In general, it is remarkable that the study of parliamentary behaviour now confronts a scepticism that is not unlike the scepticism that inspired studies of parliaments' institutional adaptation. Studies of institutional adaptation started to emerge in the 1990s against the background of the view that European integration undermines national democratic institutions. Yet, whereas it initially appeared that little could be done about the structural constraints that integration imposes on member state democracy, it has since become clear that there are ways of how parliamentary parties and parliamentarians can strengthen parliamentary rights in the EU. In this area, more than two decades of research gradually led to a shift of perspective from the impact of integration to variation in parliamentary responses.
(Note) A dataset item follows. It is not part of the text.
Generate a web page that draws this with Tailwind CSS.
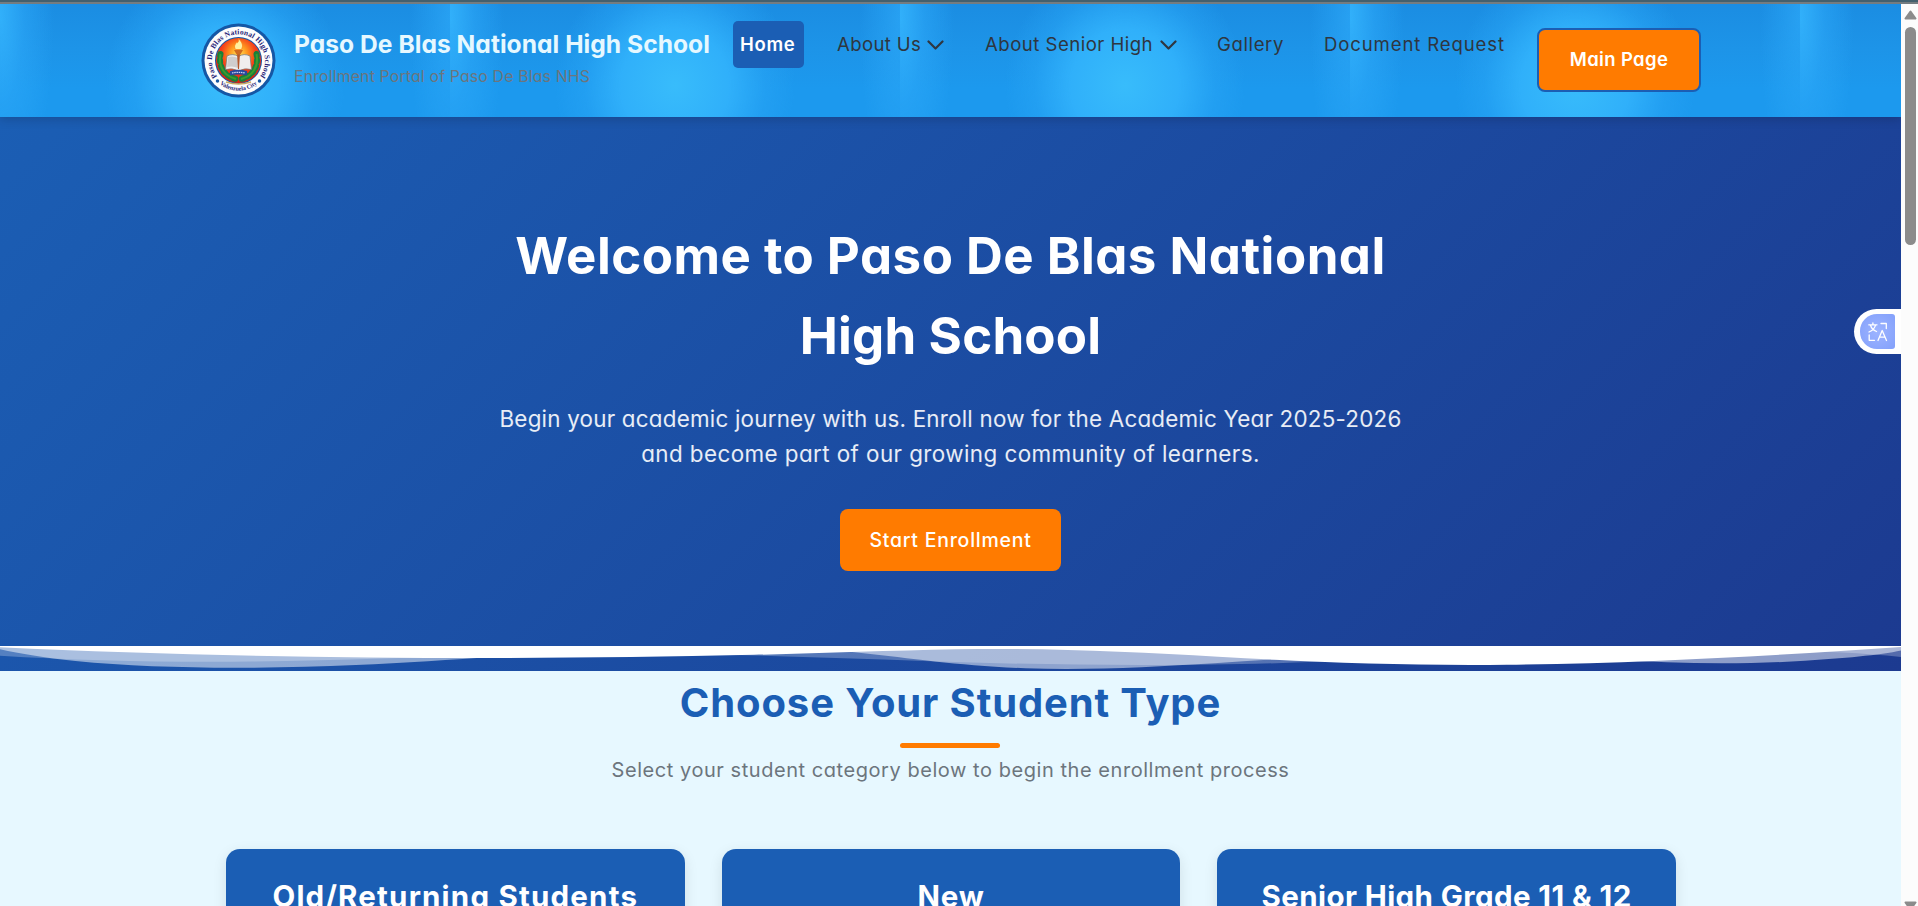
<!DOCTYPE html>
<html lang="en">
<head>
<meta charset="utf-8">
<title>Paso De Blas National High School</title>
<script src="https://cdn.jsdelivr.net/npm/@tailwindcss/browser@4"></script>
</head>
<body class="h-[906px] overflow-hidden bg-[#e7f8ff] font-['Inter','Open_Sans',sans-serif] [font-feature-settings:'cv11']">
<div class="flex h-[906px] flex-col overflow-hidden">
  <!-- browser edge -->
  <div class="h-1 shrink-0 border-b-2 border-[#747c80] bg-[#43606e]"></div>
  <div class="flex min-h-0 flex-1">
    <div class="relative flex w-[1901px] shrink-0 flex-col overflow-hidden">

      <header class="relative z-10 h-[113px] shrink-0 shadow-[0_2px_10px_rgba(0,0,0,0.18)] bg-[size:450px_113px] bg-[image:radial-gradient(ellipse_54px_200px_at_0%_10%,rgba(52,180,253,0.9)_0%,rgba(44,168,248,0.55)_45%,rgba(40,160,245,0)_100%),radial-gradient(ellipse_40px_200px_at_100%_10%,rgba(44,168,248,0.7)_0%,rgba(40,160,245,0)_100%),radial-gradient(ellipse_120px_125px_at_50%_72%,#38bcfb_0%,#30b0fa_45%,rgba(40,165,245,0.5)_75%,rgba(34,155,240,0)_100%),linear-gradient(180deg,#1b8de2_0%,#1d94e8_40%,#1c99ee_75%,#1c99ee_100%)]">
        <div class="flex items-start pl-[201px]">
          <svg class="mt-[19px] shrink-0" width="75" height="75" viewBox="0 0 150 150">
            <defs>
              <radialGradient id="sun" cx="50%" cy="35%" r="62%"><stop offset="0" stop-color="#ffe45a"/><stop offset=".3" stop-color="#ff9a1f"/><stop offset=".62" stop-color="#f5401a"/><stop offset="1" stop-color="#e0200f"/></radialGradient>
              <path id="arcTop" d="M 33 108 A 53 53 0 1 1 117 108"/>
              <path id="arcBot" d="M 30 115 A 60 60 0 0 0 120 115"/>
            </defs>
            <circle cx="75" cy="75" r="74" fill="#1557a5"/>
            <circle cx="75" cy="75" r="68" fill="#fdfdfd"/>
            <circle cx="75" cy="75" r="47" fill="#1557a5"/>
            <circle cx="75" cy="75" r="45" fill="url(#sun)"/>
            <g fill="none" stroke="#18803a" stroke-width="12" stroke-linecap="round" stroke-dasharray="4 8">
              <path d="M39 62C34 88 47 106 70 112"/><path d="M111 62C116 88 103 106 80 112"/>
            </g>
            <g fill="none" stroke="#3f9a2c" stroke-width="4">
              <path d="M39 62C34 88 47 106 70 112"/><path d="M111 62C116 88 103 106 80 112"/>
            </g>
            <path d="M52 66q12-6 23 1q11-7 23-1l3 27q-14-4-26 3q-12-7-26-3z" fill="#f0eeee" stroke="#777" stroke-width="1.500"/>
            <path d="M54 68q11-3 20 2v20q-10-5-22-2z" fill="#cfcdcd"/>
            <path d="M72 60h6l-2 32h-2z" fill="#b5562a"/>
            <path d="M66 54h18l-5 9h-8z" fill="#d06a20"/>
            <path d="M75 31c8 9 10 13 6 22h-12c-5-8 1-11 2-15c3 3 4 0 4-7z" fill="#fff0a0" stroke="#ff7b10" stroke-width="1.500"/>
            <path d="M58 96q17-5 34 0v9q-17-4-34 0z" fill="#28489c"/>
            <path d="M62 100q13-3 26 0" fill="none" stroke="#cdd6f5" stroke-width="2.500" stroke-dasharray="3 1.500"/>
            <path d="M50 118q25 8 50 0" fill="none" stroke="#c9a860" stroke-width="3"/>
            <circle cx="33" cy="116" r="3.500" fill="#1557a5"/><circle cx="117" cy="116" r="3.500" fill="#1557a5"/>
            <text font-family="Liberation Serif" font-weight="700" font-size="15" fill="#271d78"><textPath href="#arcTop" textLength="233" startOffset="1">Paso De Blas National High School</textPath></text>
            <text font-family="Liberation Serif" font-weight="700" font-size="12" fill="#271d78"><textPath href="#arcBot" startOffset="50%" text-anchor="middle">Valenzuela City</textPath></text>
          </svg>
          <div class="ml-[18px] mt-[22px] w-[439px] shrink-0 whitespace-nowrap">
            <div class="text-[24.6px] font-bold leading-[36px] tracking-[0.03px] text-[#e6f8ff]">Paso De Blas National High School</div>
            <div class="mt-[2px] text-[15.8px] leading-[26px] tracking-[0.18px] text-[#6c757d]">Enrollment Portal of Paso De Blas NHS</div>
          </div>
          <nav class="mt-[17px] flex shrink-0 items-center whitespace-nowrap text-[18.6px] leading-[47px] text-[#2f3640]">
            <div class="w-[71px] rounded-[5px] bg-[#1b5eb4] pl-[7px] text-[18.5px] font-semibold tracking-[0.7px] text-white">Home</div>
            <div class="ml-[33px] flex w-[107px] items-center justify-between tracking-[0.35px]"><span>About Us</span>
              <svg width="17" height="10" viewBox="0 0 17 10" fill="none" stroke="#2f3640" stroke-width="2.200" stroke-linecap="round" stroke-linejoin="round"><path d="M1.500 1.500L8.500 8.500L15.500 1.500"/></svg></div>
            <div class="ml-[41px] flex w-[192px] items-center justify-between tracking-[0.47px]"><span>About Senior High</span>
              <svg width="17" height="10" viewBox="0 0 17 10" fill="none" stroke="#2f3640" stroke-width="2.200" stroke-linecap="round" stroke-linejoin="round"><path d="M1.500 1.500L8.500 8.500L15.500 1.500"/></svg></div>
            <div class="ml-[40px] w-[67px] tracking-[0.6px]">Gallery</div>
            <div class="ml-[40px] w-[180px] tracking-[0.85px]">Document Request</div>
          </nav>
          <div class="ml-[33px] mt-[24px] h-[64px] w-[164px] shrink-0 rounded-[8px] border-2 border-[#1b5eb4] bg-[#ff7b00] text-center text-[18.5px] font-semibold leading-[59px] tracking-[0.35px] text-white">Main Page</div>
        </div>
      </header>

      <section class="flex h-[554px] shrink-0 flex-col items-center bg-[linear-gradient(135deg,#1b5eb4_0%,#1c3a90_100%)] text-white">
        <h1 class="mt-[99px] text-center text-[51px] font-bold leading-[80px]"><span class="tracking-[0.48px]">Welcome to Paso De Blas National</span><br><span class="tracking-[0.2px]">High School</span></h1>
        <p class="mt-[25px] text-center text-[22.4px] leading-[35.2px] text-white/90"><span class="tracking-[0.22px]">Begin your academic journey with us. Enroll now for the Academic Year 2025-2026</span><br><span class="tracking-[0.43px]">and become part of our growing community of learners.</span></p>
        <div class="mt-[38px] h-[62px] w-[221px] rounded-[8px] bg-[#ff7b00] text-center text-[19.5px] font-medium leading-[62px] tracking-[0.75px]">Start Enrollment</div>
        <svg class="mt-auto h-[25px] w-full shrink-0" viewBox="0 0 1200 120" preserveAspectRatio="none" fill="#fff">
          <path opacity=".25" d="M0,0V46.29c47.79,22.2,103.59,32.17,158,28,70.36-5.37,136.33-33.31,206.8-37.5C438.64,32.43,512.34,53.67,583,72.05c69.27,18,138.3,24.88,209.4,13.08,36.15-6,69.85-17.84,104.45-29.34C989.49,25,1113-14.29,1200,52.47V0Z"/>
          <path opacity=".5" d="M0,0V15.81C13,36.92,27.64,56.86,47.69,72.05,99.41,111.27,165,111,224.58,91.58c31.15-10.15,60.09-26.07,89.67-39.8,40.92-19,84.73-46,130.83-49.67,36.26-2.85,70.9,9.42,98.6,31.56,31.77,25.39,62.32,62,103.63,73,40.44,10.79,81.35-6.69,119.13-24.28s75.16-39,116.92-43.05c59.73-5.85,113.28,22.88,168.9,38.84,30.2,8.66,59,6.17,87.09-7.5,22.43-10.89,48-26.93,60.65-49.24V0Z"/>
          <path d="M0,0V5.63C149.93,59,314.09,71.32,475.83,42.57c43-7.64,84.23-20.12,127.61-26.46,59-8.63,112.48,12.24,165.56,35.4C827.93,77.22,886,95.24,951.2,90c86.53-7,172.46-45.71,248.8-84.81V0Z"/>
        </svg>
      </section>

      <main class="flex flex-1 flex-col items-center">
        <h2 class="mt-[2px] text-[40px] font-bold leading-[60px] tracking-[0.87px] text-[#1b5eb4]">Choose Your Student Type</h2>
        <div class="mr-px mt-[10px] h-[5px] w-[100px] shrink-0 rounded-[3px] bg-[#ff7b00]"></div>
        <p class="mt-[7px] text-[20px] leading-[30px] tracking-[0.55px] text-[#6c757d]">Select your student category below to begin the enrollment process</p>
        <div class="ml-px mt-[64px] grid w-[1450px] grid-cols-3 gap-[37px] whitespace-nowrap text-center text-[29.5px] font-bold leading-[44px] text-white">
          <div class="h-[120px] rounded-t-[14px] bg-[#1b5eb4] pt-[25px] tracking-[1.2px] shadow-[0_4px_14px_rgba(0,0,0,0.1)]">Old/Returning Students</div>
          <div class="h-[120px] rounded-t-[14px] bg-[#1b5eb4] pt-[25px] tracking-[0.8px] shadow-[0_4px_14px_rgba(0,0,0,0.1)]">New</div>
          <div class="h-[120px] rounded-t-[14px] bg-[#1b5eb4] pt-[25px] tracking-[0.4px] shadow-[0_4px_14px_rgba(0,0,0,0.1)]">Senior High Grade 11 &amp; 12</div>
        </div>
      </main>

      <!-- floating translate tab -->
      <div class="absolute right-0 top-[305px] z-20 flex h-[45px] w-[47px] items-center rounded-l-full bg-white pl-[6px]">
        <div class="flex h-[35px] w-[35px] items-center justify-center rounded-l-[17px] rounded-r-[3px] bg-[radial-gradient(circle,#9db4ff,#83a0fb)]">
          <svg width="20" height="20" viewBox="0 0 20 20" fill="none" stroke="#fff" stroke-width="1.300" stroke-linecap="round" stroke-linejoin="round"><path d="M.8 2.800H9M4.900 1V2.800M7.600 2.800C6.800 6 4.500 8.500 1 10M2.300 2.800C3.300 6 5.500 8.500 8.500 9.500M13 1.500H18.300V6.500M1.200 13V18.300H6.500M10 18.500L14.200 8.500L18.500 18.500M11.400 15.200H17.100"/></svg>
        </div>
      </div>
    </div>

    <!-- scrollbar -->
    <div class="flex w-[17px] shrink-0 flex-col items-center bg-[#fcfcfc]">
      <svg class="ml-[2px] mt-[6px] shrink-0" width="13" height="10" viewBox="0 0 13 10"><path d="M6.500 1.500L11.500 8.500H1.500Z" fill="#8b8b8b" stroke="#8b8b8b" stroke-width="2" stroke-linejoin="round"/></svg>
      <div class="ml-[2px] mt-[7px] h-[218px] w-[11px] rounded-full bg-[#8b8b8b]"></div>
      <svg class="mb-[-5px] ml-[2px] mt-auto shrink-0" width="13" height="10" viewBox="0 0 13 10"><path d="M6.500 8.500L11.500 1.500H1.500Z" fill="#8b8b8b" stroke="#8b8b8b" stroke-width="2" stroke-linejoin="round"/></svg>
    </div>
  </div>
</div>
</body>
</html>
Studies of parliamentary behaviour now face the scepticism that parties and parliamentarians will be reluctant to concern themselves with EU affairs in the first place and, if they nonetheless do so, will have little impact on politics, policy outcomes, or democratic legitimacy. Here, too, studies that draw more optimistic and more refined conclusions are beginning to emerge. With the benefit of hindsight that we will have in some years, it is possible, albeit certainly not guaranteed, that national parliaments will appear more important in EU politics than today, not only in terms of their institutional rights but also in terms of their behavioural impact.